The Raddy pack is not perfect: I would like something more rugged, with a better suspension system and even better weather-proofing around the zippers. I’d also like more rigid padded pockets inside with adjustable straps. I assume all of these things, though, would substantially add to the cost of the pack and might be overkill for most casual operators. While I wouldn’t choose this pack for a 10 mile round-trip hike to a SOTA summit, I would choose it for some casual picnic table operations and, again, for travel.
I love the fact it can be configured so that you can operate directly from the backpack. You could simply open up your pack in the field, connect the antenna, and operate from the open backpack.
I do like Radioddity and find that they stand behind their products. I’m happy to see that they’re offering a competitively-priced radio pack to supplement their product line. I hope other retailers and manufacturers will do the same.

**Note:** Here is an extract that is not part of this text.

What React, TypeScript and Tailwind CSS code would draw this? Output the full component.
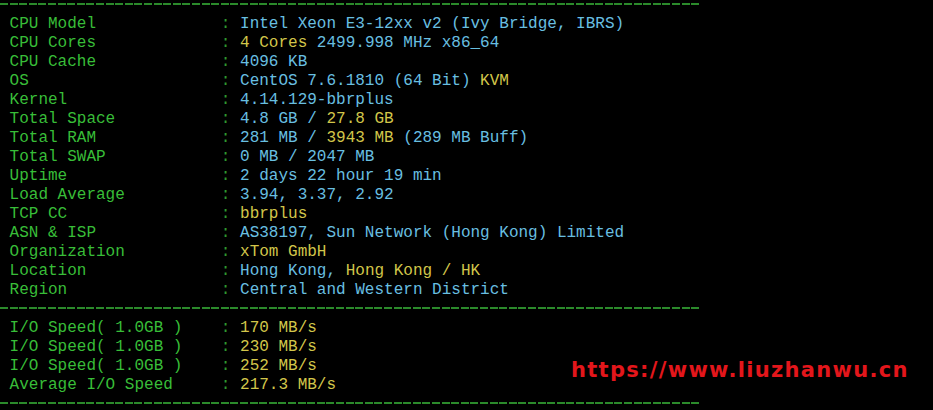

PS: It’s my policy that if I receive a free review product from a retailer or manufacture–and they don’t want it returned–I either use it or give it away. Over the years I’ve had the pleasure of giving away review gear to readers and subscribers who I knew would appreciate it. In this case, I know exactly who I’ll be giving this pack to because she’ll give it a thorough workout and is need of a compact radio pack! Maybe I can even convince her to write her own review in a year or so–? We’ll see!